» **TASK BRIEF**:
Using the data beneath this instruction, retype only the lines from the one that contains "The picture is scaled down: the page itself is 3456×2540" down to the one that contains "import React from", both included, exactly as they appear.

» **LISTING**:
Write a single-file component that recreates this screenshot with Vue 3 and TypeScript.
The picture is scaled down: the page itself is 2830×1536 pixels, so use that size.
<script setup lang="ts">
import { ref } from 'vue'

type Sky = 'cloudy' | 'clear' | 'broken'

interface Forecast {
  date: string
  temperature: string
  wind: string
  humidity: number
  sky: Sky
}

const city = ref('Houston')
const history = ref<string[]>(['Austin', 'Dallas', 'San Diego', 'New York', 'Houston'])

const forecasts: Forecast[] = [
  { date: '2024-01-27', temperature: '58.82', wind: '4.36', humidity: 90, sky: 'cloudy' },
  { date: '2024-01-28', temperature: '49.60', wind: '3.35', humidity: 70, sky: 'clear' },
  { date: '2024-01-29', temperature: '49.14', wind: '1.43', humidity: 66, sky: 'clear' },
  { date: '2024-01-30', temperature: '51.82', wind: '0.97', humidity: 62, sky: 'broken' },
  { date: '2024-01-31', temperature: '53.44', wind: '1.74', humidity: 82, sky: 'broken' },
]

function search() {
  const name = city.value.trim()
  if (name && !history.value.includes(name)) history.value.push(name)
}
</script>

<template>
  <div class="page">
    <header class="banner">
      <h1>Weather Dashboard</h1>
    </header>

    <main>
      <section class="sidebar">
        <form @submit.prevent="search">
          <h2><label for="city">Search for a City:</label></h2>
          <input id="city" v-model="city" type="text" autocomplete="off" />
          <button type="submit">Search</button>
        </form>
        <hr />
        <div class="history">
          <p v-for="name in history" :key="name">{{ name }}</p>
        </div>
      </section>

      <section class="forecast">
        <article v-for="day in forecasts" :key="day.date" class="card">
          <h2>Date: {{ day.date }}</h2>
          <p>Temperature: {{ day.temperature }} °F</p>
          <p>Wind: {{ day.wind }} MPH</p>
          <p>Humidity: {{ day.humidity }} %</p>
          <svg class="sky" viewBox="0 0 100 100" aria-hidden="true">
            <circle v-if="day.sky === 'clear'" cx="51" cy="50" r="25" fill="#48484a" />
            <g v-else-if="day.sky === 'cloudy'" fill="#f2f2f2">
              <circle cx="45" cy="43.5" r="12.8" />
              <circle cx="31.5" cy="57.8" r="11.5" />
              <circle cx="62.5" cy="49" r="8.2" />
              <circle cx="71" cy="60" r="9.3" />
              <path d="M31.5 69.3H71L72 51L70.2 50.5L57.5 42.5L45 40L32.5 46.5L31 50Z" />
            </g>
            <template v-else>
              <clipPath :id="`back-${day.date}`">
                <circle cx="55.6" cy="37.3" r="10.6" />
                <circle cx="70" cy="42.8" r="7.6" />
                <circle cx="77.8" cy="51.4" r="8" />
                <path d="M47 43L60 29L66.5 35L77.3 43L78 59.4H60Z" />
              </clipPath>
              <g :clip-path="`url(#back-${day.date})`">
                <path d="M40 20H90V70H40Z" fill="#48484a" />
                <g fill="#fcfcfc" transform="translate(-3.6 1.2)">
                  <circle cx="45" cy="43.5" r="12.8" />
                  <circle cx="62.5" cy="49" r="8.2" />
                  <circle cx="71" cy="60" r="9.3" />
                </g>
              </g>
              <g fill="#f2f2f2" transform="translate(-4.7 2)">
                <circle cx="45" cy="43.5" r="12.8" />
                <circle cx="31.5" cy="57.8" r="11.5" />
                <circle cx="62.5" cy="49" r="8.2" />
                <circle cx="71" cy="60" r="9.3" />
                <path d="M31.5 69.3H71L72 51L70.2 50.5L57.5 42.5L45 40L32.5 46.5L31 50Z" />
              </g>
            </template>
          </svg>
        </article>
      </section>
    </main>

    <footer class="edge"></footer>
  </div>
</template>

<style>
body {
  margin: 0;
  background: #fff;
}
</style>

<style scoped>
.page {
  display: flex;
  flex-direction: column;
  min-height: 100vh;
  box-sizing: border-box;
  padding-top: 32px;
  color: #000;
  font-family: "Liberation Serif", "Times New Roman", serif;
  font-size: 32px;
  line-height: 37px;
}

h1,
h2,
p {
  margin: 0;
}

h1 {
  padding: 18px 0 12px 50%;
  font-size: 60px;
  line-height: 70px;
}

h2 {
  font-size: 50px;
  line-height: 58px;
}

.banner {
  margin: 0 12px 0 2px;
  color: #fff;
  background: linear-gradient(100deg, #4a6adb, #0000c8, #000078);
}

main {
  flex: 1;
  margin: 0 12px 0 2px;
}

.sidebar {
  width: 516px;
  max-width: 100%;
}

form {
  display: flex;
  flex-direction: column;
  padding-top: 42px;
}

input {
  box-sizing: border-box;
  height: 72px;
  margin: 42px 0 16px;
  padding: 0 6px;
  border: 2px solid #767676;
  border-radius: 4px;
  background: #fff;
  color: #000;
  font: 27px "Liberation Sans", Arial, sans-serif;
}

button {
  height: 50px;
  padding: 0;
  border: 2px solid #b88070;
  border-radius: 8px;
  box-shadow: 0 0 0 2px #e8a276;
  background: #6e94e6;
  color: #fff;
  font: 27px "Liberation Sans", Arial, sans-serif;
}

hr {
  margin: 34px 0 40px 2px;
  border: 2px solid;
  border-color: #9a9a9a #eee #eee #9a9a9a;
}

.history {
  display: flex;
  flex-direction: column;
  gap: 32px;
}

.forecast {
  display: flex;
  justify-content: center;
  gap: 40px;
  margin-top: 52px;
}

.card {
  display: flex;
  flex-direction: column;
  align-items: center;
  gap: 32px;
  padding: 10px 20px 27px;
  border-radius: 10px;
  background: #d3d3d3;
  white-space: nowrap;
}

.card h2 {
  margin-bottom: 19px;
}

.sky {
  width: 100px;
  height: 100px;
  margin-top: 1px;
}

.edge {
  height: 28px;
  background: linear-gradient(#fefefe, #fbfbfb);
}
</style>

---

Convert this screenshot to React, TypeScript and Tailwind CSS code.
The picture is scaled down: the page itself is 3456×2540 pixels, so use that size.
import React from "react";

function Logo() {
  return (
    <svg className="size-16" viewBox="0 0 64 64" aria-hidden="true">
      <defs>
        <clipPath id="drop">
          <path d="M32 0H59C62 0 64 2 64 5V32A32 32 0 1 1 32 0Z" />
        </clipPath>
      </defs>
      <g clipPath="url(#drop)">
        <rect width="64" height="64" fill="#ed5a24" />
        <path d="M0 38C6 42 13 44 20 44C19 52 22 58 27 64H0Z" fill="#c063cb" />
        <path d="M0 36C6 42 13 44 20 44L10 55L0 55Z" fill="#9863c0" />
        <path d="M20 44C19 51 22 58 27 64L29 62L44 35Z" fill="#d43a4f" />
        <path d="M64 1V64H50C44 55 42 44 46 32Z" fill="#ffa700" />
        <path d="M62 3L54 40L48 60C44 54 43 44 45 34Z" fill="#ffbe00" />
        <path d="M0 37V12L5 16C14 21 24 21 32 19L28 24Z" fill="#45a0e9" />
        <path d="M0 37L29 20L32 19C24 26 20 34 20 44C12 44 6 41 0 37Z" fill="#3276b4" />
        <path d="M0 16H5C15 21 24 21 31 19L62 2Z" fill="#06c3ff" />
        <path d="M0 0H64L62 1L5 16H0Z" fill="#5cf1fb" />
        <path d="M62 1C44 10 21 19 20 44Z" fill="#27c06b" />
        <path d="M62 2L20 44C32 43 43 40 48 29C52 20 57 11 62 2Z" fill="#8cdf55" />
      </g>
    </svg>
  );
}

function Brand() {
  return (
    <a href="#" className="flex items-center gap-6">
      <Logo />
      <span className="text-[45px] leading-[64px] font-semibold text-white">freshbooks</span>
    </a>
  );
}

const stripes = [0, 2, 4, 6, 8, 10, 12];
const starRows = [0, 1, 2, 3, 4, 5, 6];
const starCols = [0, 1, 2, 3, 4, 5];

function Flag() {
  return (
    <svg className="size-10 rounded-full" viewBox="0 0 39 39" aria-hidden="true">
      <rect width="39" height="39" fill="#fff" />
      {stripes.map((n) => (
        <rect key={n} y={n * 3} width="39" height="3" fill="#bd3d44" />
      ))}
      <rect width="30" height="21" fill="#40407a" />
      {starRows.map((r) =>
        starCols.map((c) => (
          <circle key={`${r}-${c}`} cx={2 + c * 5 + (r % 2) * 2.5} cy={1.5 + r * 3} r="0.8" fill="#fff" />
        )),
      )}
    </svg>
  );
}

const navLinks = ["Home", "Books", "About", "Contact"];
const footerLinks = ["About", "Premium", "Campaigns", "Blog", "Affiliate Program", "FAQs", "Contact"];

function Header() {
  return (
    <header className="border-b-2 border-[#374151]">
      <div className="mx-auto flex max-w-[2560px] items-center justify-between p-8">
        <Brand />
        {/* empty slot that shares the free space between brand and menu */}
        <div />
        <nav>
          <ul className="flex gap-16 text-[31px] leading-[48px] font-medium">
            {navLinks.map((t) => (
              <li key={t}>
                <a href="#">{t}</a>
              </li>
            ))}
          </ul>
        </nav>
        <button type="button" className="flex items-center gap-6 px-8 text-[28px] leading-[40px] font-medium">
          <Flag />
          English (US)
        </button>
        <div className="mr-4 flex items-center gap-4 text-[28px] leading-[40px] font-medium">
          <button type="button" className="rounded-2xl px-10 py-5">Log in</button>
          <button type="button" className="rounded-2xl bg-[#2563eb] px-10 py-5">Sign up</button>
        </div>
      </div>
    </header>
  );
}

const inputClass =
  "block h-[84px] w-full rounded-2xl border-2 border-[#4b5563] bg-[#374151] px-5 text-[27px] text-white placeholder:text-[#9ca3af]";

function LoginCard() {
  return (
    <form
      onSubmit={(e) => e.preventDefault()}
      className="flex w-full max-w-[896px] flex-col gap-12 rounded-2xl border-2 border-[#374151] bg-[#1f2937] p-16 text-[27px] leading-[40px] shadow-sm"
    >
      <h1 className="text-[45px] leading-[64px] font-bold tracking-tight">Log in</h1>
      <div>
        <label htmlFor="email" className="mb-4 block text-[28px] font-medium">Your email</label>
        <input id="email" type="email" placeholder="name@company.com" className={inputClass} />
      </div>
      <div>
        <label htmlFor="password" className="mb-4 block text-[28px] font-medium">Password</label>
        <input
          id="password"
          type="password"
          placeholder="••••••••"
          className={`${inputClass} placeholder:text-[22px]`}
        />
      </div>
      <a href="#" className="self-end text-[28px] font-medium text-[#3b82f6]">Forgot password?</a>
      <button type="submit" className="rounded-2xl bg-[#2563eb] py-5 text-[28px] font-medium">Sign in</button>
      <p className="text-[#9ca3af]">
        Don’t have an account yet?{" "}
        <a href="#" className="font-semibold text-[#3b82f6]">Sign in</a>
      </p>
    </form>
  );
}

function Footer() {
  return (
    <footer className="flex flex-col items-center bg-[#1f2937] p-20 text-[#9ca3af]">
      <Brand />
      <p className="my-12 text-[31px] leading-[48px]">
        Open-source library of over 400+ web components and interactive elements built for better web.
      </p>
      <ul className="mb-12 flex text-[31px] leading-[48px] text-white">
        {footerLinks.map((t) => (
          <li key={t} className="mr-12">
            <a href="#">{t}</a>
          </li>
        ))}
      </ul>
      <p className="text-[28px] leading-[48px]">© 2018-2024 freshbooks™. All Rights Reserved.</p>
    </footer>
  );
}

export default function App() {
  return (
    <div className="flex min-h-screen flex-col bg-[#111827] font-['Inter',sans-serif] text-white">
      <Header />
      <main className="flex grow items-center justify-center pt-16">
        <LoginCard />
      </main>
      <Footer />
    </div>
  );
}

» **ANSWER TO THIS EXERCISE**:
The picture is scaled down: the page itself is 3456×2540 pixels, so use that size.
import React from "react";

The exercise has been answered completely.